Violette sentit le regard d'Antoine peser sur elle. Elle ne s'était jamais exprimée sur le sujet. Elle avait laissé le poids de la culpabilité gangrener son cœur. Elle s'était éteinte et laissée mourir à petits feux.
- Je ne voulais plus rien. J'étais morte moi aussi. Tu n'y peux rien. C'est comme ça, on ne peut pas ressusciter les morts.
L'écho de cette phrase tinta dans son cœur Non, on ne pouvait malheureusement pas redonner vie à nos défunts, on ne pouvait que leur permettre de vivre à travers nous.
Antoine fouilla ses poches et en sortit un petit sac en toile de jute qu'il tendit à Violette.
- Tiens c'est pour toi.
La jeune femme l'ouvrit et fit glisser son contenu dans le creux de sa main. Un petit colibri en bois était retenu par une fine chaine en or blanc.
- C'est toi qui l'as...
- Oui. Un soir, alors que j'étais seul dans mon appart à broyer du noir, je suis tombé sur ce dessin animé que tu me faisais tout le temps regarder.
- Mulan ?
- Oui ! J'ai vu ce drôle de petit oiseau et je me suis souvenu de ce que tu m'avais appris sur sa symbolique.

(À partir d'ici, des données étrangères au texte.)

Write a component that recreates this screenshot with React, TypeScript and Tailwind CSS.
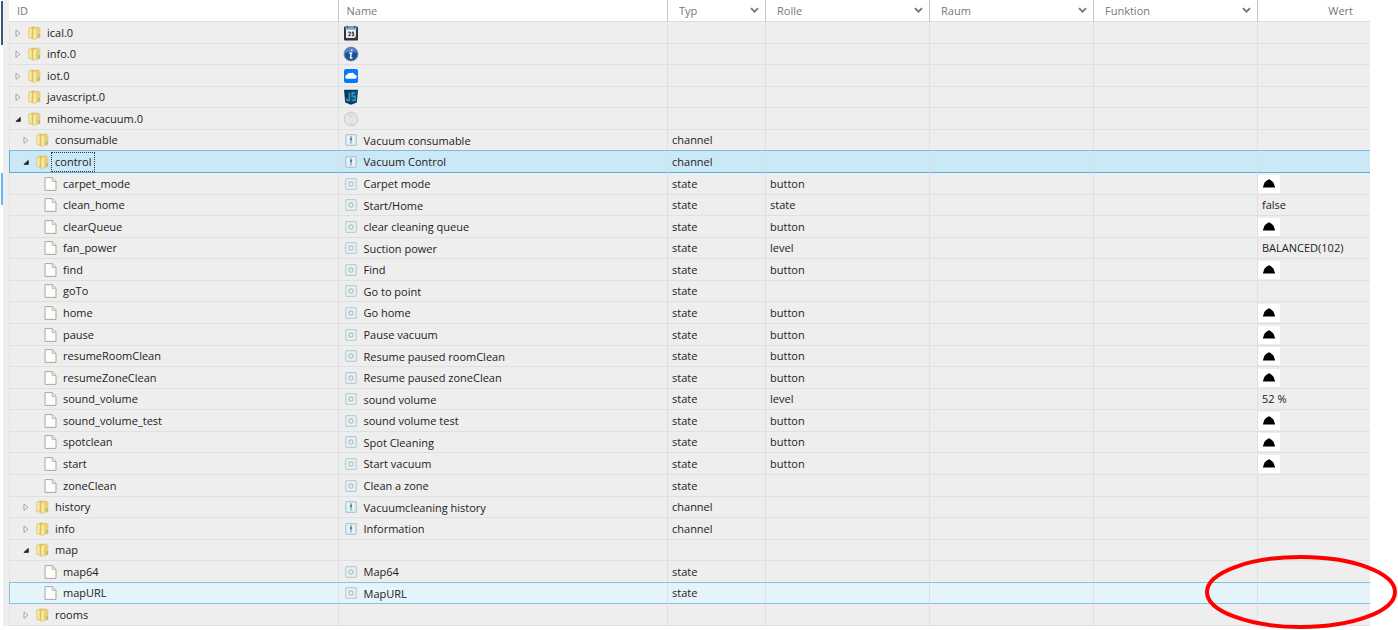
import { useState } from "react";

type Row = {
  id: string;
  level: number;
  kind: "folder" | "file";
  open?: boolean;
  icon?: string;
  name?: string;
  type?: string;
  role?: string;
  value?: string;
};

const state = (id: string, name: string, role = "", value = ""): Row => ({
  id,
  level: 2,
  kind: "file",
  icon: "state",
  name,
  type: "state",
  role,
  value,
});

const channel = (id: string, name: string, open = false): Row => ({
  id,
  level: 1,
  kind: "folder",
  open,
  icon: "channel",
  name,
  type: "channel",
});

const ROWS: Row[] = [
  { id: "ical.0", level: 0, kind: "folder", icon: "ical" },
  { id: "info.0", level: 0, kind: "folder", icon: "info" },
  { id: "iot.0", level: 0, kind: "folder", icon: "iot" },
  { id: "javascript.0", level: 0, kind: "folder", icon: "js" },
  { id: "mihome-vacuum.0", level: 0, kind: "folder", open: true, icon: "vacuum" },
  channel("consumable", "Vacuum consumable"),
  channel("control", "Vacuum Control", true),
  state("carpet_mode", "Carpet mode", "button"),
  state("clean_home", "Start/Home", "state", "false"),
  state("clearQueue", "clear cleaning queue", "button"),
  state("fan_power", "Suction power", "level", "BALANCED(102)"),
  state("find", "Find", "button"),
  state("goTo", "Go to point"),
  state("home", "Go home", "button"),
  state("pause", "Pause vacuum", "button"),
  state("resumeRoomClean", "Resume paused roomClean", "button"),
  state("resumeZoneClean", "Resume paused zoneClean", "button"),
  state("sound_volume", "sound volume", "level", "52 %"),
  state("sound_volume_test", "sound volume test", "button"),
  state("spotclean", "Spot Cleaning", "button"),
  state("start", "Start vacuum", "button"),
  state("zoneClean", "Clean a zone"),
  channel("history", "Vacuumcleaning history"),
  channel("info", "Information"),
  { id: "map", level: 1, kind: "folder", open: true },
  state("map64", "Map64"),
  state("mapURL", "MapURL"),
  { id: "rooms", level: 1, kind: "folder" },
];

const INDENT = ["pl-[5px]", "pl-[13px]", "pl-[34px]"];

const FolderIcon = () => (
  <svg width="13" height="14" viewBox="0 0 13 14" className="shrink-0">
    <path d="M.8 2 4.6.5v12L.8 11.4z" fill="#f0da84" stroke="#d6b65a" strokeWidth=".5" />
    <path d="M4.6 1.4 6.6.7v11L4.6 12.8z" fill="#d3b04c" />
    <path d="M6.6 1.2h4.2l1 1v9.6L6.6 12.4z" fill="#ecd474" stroke="#d4b453" strokeWidth=".5" />
    <path d="M5 2.8 8.6 1.2v11L5 13.7z" fill="#f9e9a2" stroke="#d8b856" strokeWidth=".5" />
    <path d="M2.2 2.6v8.2" stroke="#fdf5c8" />
    <path d="M10.9 8.2v3" stroke="#86bba8" strokeWidth="1.4" />
  </svg>
);

const FileIcon = () => (
  <svg width="13" height="14" viewBox="0 0 13 14" className="shrink-0">
    <path d="M1 .6h7.3L12 4.2v9.2H1z" fill="#fcfcf9" stroke="#a8a8a8" />
    <path d="M8.2.8v3.6h3.6" fill="#eee" stroke="#aaa" strokeWidth=".8" />
  </svg>
);

const Expander = ({ open }: { open?: boolean }) => (
  <svg width="6" height="8" viewBox="0 0 6 8">
    {open ? (
      <path d="M5.3 2.4v4H.9z" fill="#222" stroke="#222" strokeWidth=".8" strokeLinejoin="round" />
    ) : (
      <path d="M1 1.1v6.2L4.9 4.2z" fill="#fafafa" stroke="#999" strokeWidth=".9" />
    )}
  </svg>
);

const StateIcon = () => (
  <svg width="12" height="12" viewBox="0 0 12 12" className="shrink-0">
    <rect x=".7" y=".7" width="10.6" height="10.6" rx="1" fill="#ebf0f1" stroke="#b9cfd6" strokeWidth="1.2" />
    <circle cx="6" cy="6" r="2.1" fill="none" stroke="#a8c3cc" strokeWidth="1.1" />
  </svg>
);

const ChannelIcon = () => (
  <svg width="12" height="12" viewBox="0 0 12 12" className="shrink-0">
    <rect x=".7" y=".7" width="10.6" height="10.6" rx="1" fill="#e0edf1" stroke="#b0cbd4" strokeWidth="1.2" />
    <path d="M3.5 1.8v8.4M8.5 1.8v8.4" stroke="#f0f6f8" />
    <path d="M6 2v2M6 6.6v3" stroke="#6d9dae" strokeWidth="1" />
    <path d="M6 3.8v2.6" stroke="#3f7a90" strokeWidth="1.8" />
  </svg>
);

const AdapterIcon = ({ icon }: { icon: string }) => (
  <svg width="16" height="16" viewBox="0 0 16 16" className="shrink-0">
    {icon === "ical" && (
      <>
        <rect x="1" y="1.5" width="14" height="14" rx="1" fill="#30343b" />
        <path d="M2.5 2h11v3h-11z" fill="#7e9fca" />
        <path d="M3 4.6h10v8.4H3z" fill="#e9edf0" />
        <path d="M4.4.7v2.6M11.6.7v2.6" stroke="#456b9c" strokeWidth="1.4" />
        <path d="M5.2 7.2h2v1.8l-1.6 1.7h1.8M11 7.2H9.2v1.5h1.5v2H8.8" fill="none" stroke="#222" />
        <path d="M10.5 13l2.5-2.5V13z" fill="#8d949b" />
      </>
    )}
    {icon === "info" && (
      <>
        <circle cx="8" cy="8" r="7" fill="#1e4f9e" stroke="#8292ad" strokeWidth=".8" />
        <path d="M2 7a6 6 0 0 1 12 0c-4-2-8-1-12 0z" fill="#5484c8" />
        <path d="M8.9 3.5 8.6 5M6.2 7h3.2M8.3 6.6 7.5 12h2" fill="none" stroke="#e8f0fa" strokeWidth="1.5" />
      </>
    )}
    {icon === "iot" && (
      <>
        <rect x="1" y="1" width="14" height="14" rx="2" fill="#0878fb" />
        <path d="M4.3 10.8a2 2 0 0 1-.2-4 2.4 2.4 0 0 1 3-1.6 3 3 0 0 1 4.6 1.6 2 2 0 0 1 .2 4z" fill="#fff" />
      </>
    )}
    {icon === "js" && (
      <>
        <path d="M1 .8h14l-1.2 12.8L8 15.8l-5.8-2.2z" fill="#0b3a5c" />
        <path d="M8 2h5.8l-1 10.7L8 14.3z" fill="#0d4b75" />
        <path d="M6.4 3.4v8H4V9.4M12.3 4.1H9.2v3.3h2.9v3.9H8.6" fill="none" stroke="#3193cc" strokeWidth="1.6" />
      </>
    )}
    {icon === "vacuum" && (
      <>
        <circle cx="8" cy="8" r="6.9" fill="#e4e4e4" stroke="#cbcbcb" />
        <path d="M4.6 2.6 8 5.6l3.4-3" fill="#efefef" stroke="#c8c8c8" strokeWidth=".8" />
        <circle cx="8" cy="4.2" r="1.4" fill="#f6f6f6" stroke="#bbb" strokeWidth=".6" />
        <circle cx="8" cy="12.6" r=".8" fill="#c8c8c8" />
      </>
    )}
  </svg>
);

const NameIcon = ({ icon }: { icon: string }) => {
  if (icon === "state") return <StateIcon />;
  if (icon === "channel") return <ChannelIcon />;
  return <AdapterIcon icon={icon} />;
};

const BellIcon = () => (
  <svg width="12" height="9" viewBox="0 0 12 9">
    <path d="M5 .8Q6-.2 7 .8 11 2.8 11.6 7.2h.4v1.3H0V7.2h.4Q1 2.8 5 .8z" fill="#000" />
  </svg>
);

const FilterSelect = ({ label }: { label: string }) => (
  <div className="relative">
    <select
      aria-label={label}
      className="block h-[21px] w-full appearance-none bg-transparent pl-[11px] text-[11px] text-[#777] outline-none"
    >
      <option>{label}</option>
    </select>
    <svg width="9" height="7" viewBox="0 0 9 7" className="pointer-events-none absolute right-[6px] top-[7px]">
      <path d="M1 1.2l3.5 3.5L8 1.2" fill="none" stroke="#777" strokeWidth="1.9" />
    </svg>
  </div>
);

const rowColors = (id: string) => {
  if (id === "control")
    return "bg-[#cbe8f6] border-b-[#56b1dd] shadow-[0_-1px_0_#7bbfe0] first:border-l-[#56b1dd]";
  if (id === "mapURL")
    return "bg-[#e5f3fb] border-b-[#83c3df] shadow-[0_-1px_0_#83c3df] first:border-l-[#83c3df]";
  return "border-b-[#e0e0e0] first:border-l-[#e4e4e4]";
};

const TreeRow = ({ row, index }: { row: Row; index: number }) => {
  const cell = `border-b border-r border-r-[#e0e0e0] last:border-r-0 first:border-l p-0 ${rowColors(row.id)}`;
  return (
    <tr className={(index % 7) % 2 === 1 ? "h-[21px]" : "h-[22px]"}>
      <td className={cell}>
        <div className={`flex h-[20px] items-center ${INDENT[row.level]}`}>
          {row.kind === "folder" && (
            <button type="button" aria-label={`Toggle ${row.id}`} className="mr-[6px] w-[7px]">
              <Expander open={row.open} />
            </button>
          )}
          {row.kind === "folder" ? <FolderIcon /> : <FileIcon />}
          <span
            className={`ml-[2px] border border-dotted px-[3px] leading-[18px] ${
              row.id === "control" ? "border-[#333]" : "border-transparent"
            }`}
          >
            {row.id}
          </span>
        </div>
      </td>
      <td className={cell}>
        <div className="flex h-[20px] items-center pl-[4px]">
          {row.icon && (
            <span className="flex w-[16px] justify-center">
              <NameIcon icon={row.icon} />
            </span>
          )}
          <span className="pl-[5px] pt-px">{row.name}</span>
        </div>
      </td>
      <td className={`${cell} pl-[4px]`}>{row.type}</td>
      <td className={`${cell} pl-[4px]`}>{row.role}</td>
      <td className={cell}></td>
      <td className={cell}></td>
      <td className={cell}>
        {row.role === "button" ? (
          <button
            type="button"
            aria-label={`Press ${row.id}`}
            className="flex h-[18px] w-[22px] items-center justify-center bg-white"
          >
            <BellIcon />
          </button>
        ) : (
          <span className="pl-[4px]">{row.value}</span>
        )}
      </td>
    </tr>
  );
};

export default function App() {
  const [idFilter, setIdFilter] = useState("");
  const [nameFilter, setNameFilter] = useState("");
  const head = "border-b border-r border-b-[#ddd] border-r-[#c4c4c4] last:border-r-0 p-0 font-normal";
  const input = "block h-[21px] w-full bg-transparent pl-[8px] outline-none placeholder:text-[#777]";

  return (
    <div className="relative flex bg-white pb-[3px] font-['Open_Sans',sans-serif] text-[11px] leading-[20px] text-[#222]">
      <aside className="w-[3px] shrink-0 pl-px pt-px">
        <div className="h-[44px] bg-[#36597b]" />
        <div className="mt-[128px] h-[32px] bg-[#64b5f6]" />
      </aside>
      <main className="mr-[28px] flex-1 bg-[#eee] pl-[6px]">
        <table className="w-full table-fixed border-separate border-spacing-0">
          <colgroup>
            <col />
            <col />
            <col className="w-[98px]" />
            <col className="w-[164px]" />
            <col className="w-[164px]" />
            <col className="w-[164px]" />
            <col className="w-[112px]" />
          </colgroup>
          <thead className="bg-white text-[#777]">
            <tr className="h-[22px]">
              <th className={head}>
                <input
                  aria-label="ID"
                  placeholder="ID"
                  value={idFilter}
                  onChange={(e) => setIdFilter(e.target.value)}
                  className={input}
                />
              </th>
              <th className={head}>
                <input
                  aria-label="Name"
                  placeholder="Name"
                  value={nameFilter}
                  onChange={(e) => setNameFilter(e.target.value)}
                  className={input}
                />
              </th>
              <th className={head}><FilterSelect label="Typ" /></th>
              <th className={head}><FilterSelect label="Rolle" /></th>
              <th className={head}><FilterSelect label="Raum" /></th>
              <th className={head}><FilterSelect label="Funktion" /></th>
              <th className={`${head} text-right`}>
                <span className="pr-[17px]">Wert</span>
              </th>
            </tr>
          </thead>
          <tbody>
            {ROWS.map((row, i) => (
              <TreeRow key={`${row.level}-${row.id}`} row={row} index={i} />
            ))}
          </tbody>
        </table>
      </main>
      {/* red marker around the mapURL value */}
      <svg
        width="194"
        height="76"
        viewBox="0 0 194 76"
        className="pointer-events-none absolute bottom-0 right-0"
      >
        <ellipse cx="97" cy="39" rx="94" ry="35" fill="none" stroke="#f00" strokeWidth="4" />
      </svg>
    </div>
  );
}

Violette adorait ce petit volatile aux multiples plumes colorées capable de voler dans toutes les directions. Elle avait appris que les colibris étaient porteurs de messages profonds. Leur faculté à pratiquer le vol stationnaire signifiait que nous pouvions avancer tout en regardant vers le passé. Certaines civilisations croyaient même en leur capacité de guérison, d'autres en leur pouvoir de résurrection.
- Il me faisait indubitablement penser à toi. Je me suis mis à tailler une pièce de bois. J'ai passé des soirées à sculpter ses rémiges, m'attardant sur chaque nervure. Je le voyais minuscule et fluet dans mes mains et revoyais Noé, si petit et fragile dans tes bras. Et plus je sculptais, plus je regrettais le choix que j'avais fait de me séparer de toi.
Une larme s'échappa des paupières fermées de Violette. Noé, son tout-petit, endormi à tout jamais contre son cœur meurtri.
- J'ai enfoui chaque jour ce pendentif au fond de ma poche priant pour qu'un jour il me donne la force de regarder derrière moi. C'est tout ce que je te souhaite Violette, d'avancer, en étant en paix avec notre passé.
**
Allongée dans son lit, Violette caressait le colibri qui reposait au creux de son cou. Les mots d'Antoine si forts et si touchants avaient glissé sur son cœur, s'infiltrant dans ses cicatrices pour les nacrer de douceur. Il était et resterait à jamais son grand amour. Celui qui se pare de toutes les couleurs, comme le bleu du ciel, qui nait dans l'aube rosée, passe par de multiples nuances avant de s'éteindre dans le voile sombre du crépuscule.